Goal:
Restate the whole listing word for word. Pictures are left out.
── Given material ──
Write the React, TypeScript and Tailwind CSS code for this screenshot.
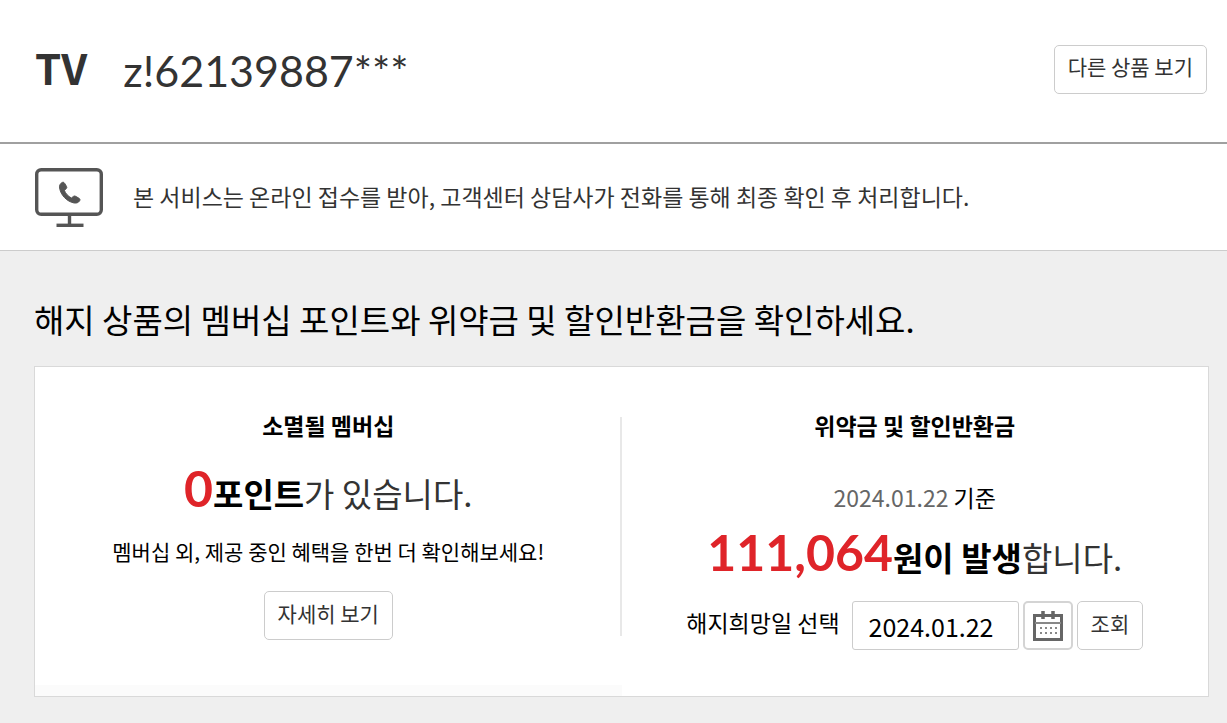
import type { ReactNode } from "react";

function MonitorIcon() {
  return (
    <svg className="h-[60px] w-[68px] shrink-0" viewBox="0 0 68 60" fill="none" aria-hidden="true">
      <rect x="1.7" y="1.7" width="64.6" height="44.6" rx="4.5" stroke="#555" strokeWidth="3.4" />
      <path d="M34.5 47v10" stroke="#555" strokeWidth="3.4" />
      <path d="M21.5 57.3h27" stroke="#555" strokeWidth="3.4" />
      <path
        d="M27.6 14.3c1-.3 1.8.4 2.4 1.6l1.6 2.7c.4.9.2 1.7-.6 2.3l-1.7 1.3c1.1 3.2 3.8 6.1 7.1 7.8l1.9-1.5c.7-.6 1.5-.7 2.3-.2l3 1.7c1.3.7 1.7 1.6 1.1 2.7-1.2 2-3.4 2.8-6 2.2-7-1.6-12.9-7.700-14.100-14.900-.4-2.600.6-4.700 3-5.700z"
        fill="#555"
        stroke="#555"
        strokeLinejoin="round"
      />
    </svg>
  );
}

function CalendarIcon() {
  const columns = [8, 13, 18, 23];
  const rows = [17, 22];

  return (
    <svg className="h-[30px] w-[30px]" viewBox="0 0 30 30" fill="none" aria-hidden="true">
      <rect x="1.5" y="4.5" width="27" height="24" stroke="#666" strokeWidth="3" />
      <path d="M2 12h26" stroke="#888" strokeWidth="2" />
      <path d="M10 0v8M20 0v8" stroke="#666" strokeWidth="3.5" />
      {rows.map((y) =>
        columns.map((x) => (
          <rect key={`${x}-${y}`} x={x - 1} y={y - 1} width="2" height="2" fill="#888" />
        ))
      )}
    </svg>
  );
}

function OutlineButton({ children }: { children: ReactNode }) {
  return (
    <button
      type="button"
      className="h-[49px] shrink-0 rounded-[5px] border border-[#ccc] bg-white px-[13px] pb-[6px] text-[21px] leading-8 text-[#333]"
    >
      {children}
    </button>
  );
}

export default function App() {
  return (
    <div className="min-h-screen bg-[#efefef] font-['Noto_Sans_CJK_KR',sans-serif] text-black">
      <header className="flex h-36 items-center justify-between border-b-2 border-[#a0a0a0] bg-white pr-5 pb-1 pl-[35px] text-[#333]">
        <h1 className="flex items-center gap-9 pt-1 leading-[52px]">
          <strong className="pb-2 text-[42px] font-bold">TV</strong>
          <span className="font-['Lato',sans-serif] text-[43px] font-normal">z!62139887***</span>
        </h1>
        <OutlineButton>다른 상품 보기</OutlineButton>
      </header>

      <section className="flex h-[107px] items-center gap-[30px] border-b border-[#ccc] bg-white pt-0.5 pl-[35px] text-[#333]">
        <MonitorIcon />
        <p className="pb-1 text-[23px] leading-8">
          본 서비스는 온라인 접수를 받아, 고객센터 상담사가 전화를 통해 최종 확인 후 처리합니다.
        </p>
      </section>

      <main className="pt-11 pr-[18px] pb-[26px] pl-[34px]">
        <h2 className="text-[33px] leading-[48px]">
          해지 상품의 멤버십 포인트와 위약금 및 할인반환금을 확인하세요.
        </h2>

        <div className="mt-[23px] flex border border-[#d9d9d9] bg-white text-center">
          <section className="flex flex-1 flex-col items-center pt-10">
            <h3 className="text-[23px] leading-9 font-bold">소멸될 멤버십</h3>
            <p className="mt-5 flex items-baseline text-[33px] leading-[60px] text-[#333]">
              <span className="font-['Lato',sans-serif] text-[50px] leading-[44px] font-bold text-[#df2429]">0</span>
              <strong className="font-bold text-black">포인트</strong>
              <span>가 있습니다.</span>
            </p>
            <p className="mt-3 mb-6 text-[21px] leading-8">
              멤버십 외, 제공 중인 혜택을 한번 더 확인해보세요!
            </p>
            <OutlineButton>자세히 보기</OutlineButton>
            <div className="mt-auto h-[11px] w-full bg-[#fbfbfb]" />
          </section>

          <div className="mt-[50px] mb-[60px] -ml-0.5 w-0.5 bg-[#e8e8e8]" />

          <section className="flex flex-1 flex-col items-center pt-10 pb-[46px]">
            <h3 className="text-[23px] leading-9 font-bold">위약금 및 할인반환금</h3>
            <p className="mt-[38px] text-[23px] leading-8">
              <span className="text-[#666]">2024.01.22</span> 기준
            </p>
            <p className="mt-[14px] flex items-baseline text-[33px] leading-[60px] text-[#333]">
              <span className="font-['Lato',sans-serif] text-[50px] leading-[44px] font-bold text-[#df2429]">111,064</span>
              <strong className="font-bold text-black">원이 발생</strong>
              <span>합니다.</span>
            </p>
            <form className="mt-[14px] flex items-center gap-1" onSubmit={(e) => e.preventDefault()}>
              <label htmlFor="cancel-date" className="mr-2 pb-2 text-[23px] leading-8">
                해지희망일 선택
              </label>
              <input
                id="cancel-date"
                type="text"
                defaultValue="2024.01.22"
                className="h-[49px] w-[167px] rounded-[3px] border border-[#ccc] bg-white px-4 text-[25px]"
              />
              <button
                type="button"
                aria-label="날짜 선택"
                className="flex h-[49px] w-[50px] items-center justify-center rounded-[5px] border-2 border-[#d4d4d4] bg-white"
              >
                <CalendarIcon />
              </button>
              <OutlineButton>조회</OutlineButton>
            </form>
          </section>
        </div>
      </main>
    </div>
  );
}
───
Answer to this task:
Write the React, TypeScript and Tailwind CSS code for this screenshot.
import type { ReactNode } from "react";

function MonitorIcon() {
  return (
    <svg className="h-[60px] w-[68px] shrink-0" viewBox="0 0 68 60" fill="none" aria-hidden="true">
      <rect x="1.7" y="1.7" width="64.6" height="44.6" rx="4.5" stroke="#555" strokeWidth="3.4" />
      <path d="M34.5 47v10" stroke="#555" strokeWidth="3.4" />
      <path d="M21.5 57.3h27" stroke="#555" strokeWidth="3.4" />
      <path
        d="M27.6 14.3c1-.3 1.8.4 2.4 1.6l1.6 2.7c.4.9.2 1.7-.6 2.3l-1.7 1.3c1.1 3.2 3.8 6.1 7.1 7.8l1.9-1.5c.7-.6 1.5-.7 2.3-.2l3 1.7c1.3.7 1.7 1.6 1.1 2.7-1.2 2-3.4 2.8-6 2.2-7-1.6-12.9-7.700-14.100-14.900-.4-2.600.6-4.700 3-5.700z"
        fill="#555"
        stroke="#555"
        strokeLinejoin="round"
      />
    </svg>
  );
}

function CalendarIcon() {
  const columns = [8, 13, 18, 23];
  const rows = [17, 22];

  return (
    <svg className="h-[30px] w-[30px]" viewBox="0 0 30 30" fill="none" aria-hidden="true">
      <rect x="1.5" y="4.5" width="27" height="24" stroke="#666" strokeWidth="3" />
      <path d="M2 12h26" stroke="#888" strokeWidth="2" />
      <path d="M10 0v8M20 0v8" stroke="#666" strokeWidth="3.5" />
      {rows.map((y) =>
        columns.map((x) => (
          <rect key={`${x}-${y}`} x={x - 1} y={y - 1} width="2" height="2" fill="#888" />
        ))
      )}
    </svg>
  );
}

function OutlineButton({ children }: { children: ReactNode }) {
  return (
    <button
      type="button"
      className="h-[49px] shrink-0 rounded-[5px] border border-[#ccc] bg-white px-[13px] pb-[6px] text-[21px] leading-8 text-[#333]"
    >
      {children}
    </button>
  );
}

export default function App() {
  return (
    <div className="min-h-screen bg-[#efefef] font-['Noto_Sans_CJK_KR',sans-serif] text-black">
      <header className="flex h-36 items-center justify-between border-b-2 border-[#a0a0a0] bg-white pr-5 pb-1 pl-[35px] text-[#333]">
        <h1 className="flex items-center gap-9 pt-1 leading-[52px]">
          <strong className="pb-2 text-[42px] font-bold">TV</strong>
          <span className="font-['Lato',sans-serif] text-[43px] font-normal">z!62139887***</span>
        </h1>
        <OutlineButton>다른 상품 보기</OutlineButton>
      </header>

      <section className="flex h-[107px] items-center gap-[30px] border-b border-[#ccc] bg-white pt-0.5 pl-[35px] text-[#333]">
        <MonitorIcon />
        <p className="pb-1 text-[23px] leading-8">
          본 서비스는 온라인 접수를 받아, 고객센터 상담사가 전화를 통해 최종 확인 후 처리합니다.
        </p>
      </section>

      <main className="pt-11 pr-[18px] pb-[26px] pl-[34px]">
        <h2 className="text-[33px] leading-[48px]">
          해지 상품의 멤버십 포인트와 위약금 및 할인반환금을 확인하세요.
        </h2>

        <div className="mt-[23px] flex border border-[#d9d9d9] bg-white text-center">
          <section className="flex flex-1 flex-col items-center pt-10">
            <h3 className="text-[23px] leading-9 font-bold">소멸될 멤버십</h3>
            <p className="mt-5 flex items-baseline text-[33px] leading-[60px] text-[#333]">
              <span className="font-['Lato',sans-serif] text-[50px] leading-[44px] font-bold text-[#df2429]">0</span>
              <strong className="font-bold text-black">포인트</strong>
              <span>가 있습니다.</span>
            </p>
            <p className="mt-3 mb-6 text-[21px] leading-8">
              멤버십 외, 제공 중인 혜택을 한번 더 확인해보세요!
            </p>
            <OutlineButton>자세히 보기</OutlineButton>
            <div className="mt-auto h-[11px] w-full bg-[#fbfbfb]" />
          </section>

          <div className="mt-[50px] mb-[60px] -ml-0.5 w-0.5 bg-[#e8e8e8]" />

          <section className="flex flex-1 flex-col items-center pt-10 pb-[46px]">
            <h3 className="text-[23px] leading-9 font-bold">위약금 및 할인반환금</h3>
            <p className="mt-[38px] text-[23px] leading-8">
              <span className="text-[#666]">2024.01.22</span> 기준
            </p>
            <p className="mt-[14px] flex items-baseline text-[33px] leading-[60px] text-[#333]">
              <span className="font-['Lato',sans-serif] text-[50px] leading-[44px] font-bold text-[#df2429]">111,064</span>
              <strong className="font-bold text-black">원이 발생</strong>
              <span>합니다.</span>
            </p>
            <form className="mt-[14px] flex items-center gap-1" onSubmit={(e) => e.preventDefault()}>
              <label htmlFor="cancel-date" className="mr-2 pb-2 text-[23px] leading-8">
                해지희망일 선택
              </label>
              <input
                id="cancel-date"
                type="text"
                defaultValue="2024.01.22"
                className="h-[49px] w-[167px] rounded-[3px] border border-[#ccc] bg-white px-4 text-[25px]"
              />
              <button
                type="button"
                aria-label="날짜 선택"
                className="flex h-[49px] w-[50px] items-center justify-center rounded-[5px] border-2 border-[#d4d4d4] bg-white"
              >
                <CalendarIcon />
              </button>
              <OutlineButton>조회</OutlineButton>
            </form>
          </section>
        </div>
      </main>
    </div>
  );
}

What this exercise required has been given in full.